Always verify that the predicate changes only once across the search interval.

Numerical Stability

Floating-point arithmetic introduces rounding errors.

For example:

0.1 + 0.2

does not equal:

0.3

exactly.

Comparisons involving floating-point values should therefore use tolerances when appropriate.

Instead of:

a == b

prefer:

math.Abs(a-b) < 1e-9

when the problem permits approximate equality.

This consideration becomes increasingly important in geometry and scientific computing.

Complexity Analysis

Suppose the initial interval length is:

R

and the desired precision is:

ε

Each iteration halves the interval.

After k iterations:

R / 2ᵏ

The search stops when:

R / 2ᵏ ≤ ε

Therefore:

k = O(log(R / ε))

Time complexity:

O(log(R / ε))

Space complexity:

O(1)

This logarithmic dependence on precision makes binary search extremely efficient for continuous optimization problems.

Common Mistakes

One common error is using:

for lo < hi

with floating-point values. Due to rounding behavior, the interval may never collapse exactly.

Always terminate using a tolerance or a fixed iteration count.

Another mistake is selecting an interval that does not contain the solution. Binary search can only locate a boundary that already lies inside the search range.

A third mistake occurs when the predicate is not monotone. Continuous domains do not eliminate the monotonicity requirement.

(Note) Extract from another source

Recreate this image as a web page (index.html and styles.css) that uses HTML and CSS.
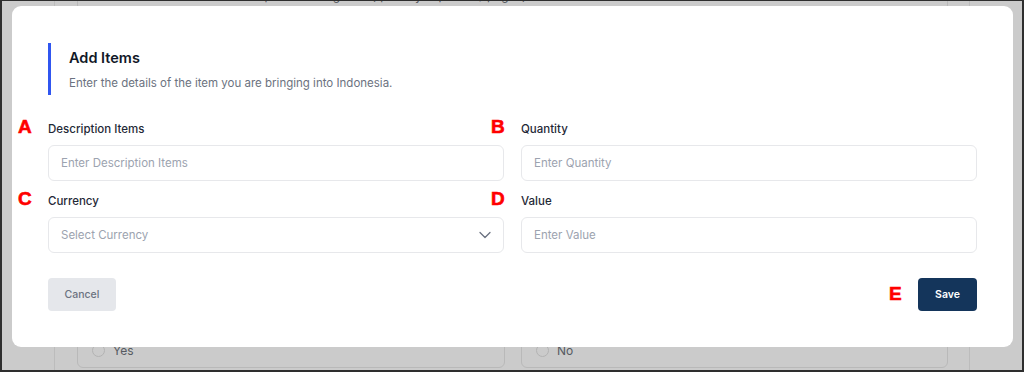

Finally, some implementations use unnecessarily small tolerances such as:

1e-18

without considering floating-point precision limits. Beyond a certain point, additional iterations provide no meaningful improvement.

Takeaway

Floating-point binary search extends the boundary-search concept from discrete values to continuous domains. By repeatedly halving an interval and evaluating a monotone predicate, the algorithm can efficiently approximate roots, geometric measurements, optimization parameters, and physical quantities. The core framework remains identical to integer binary search. The primary differences are the use of an error tolerance and the interpretation of the search space as a continuum rather than a finite collection of positions.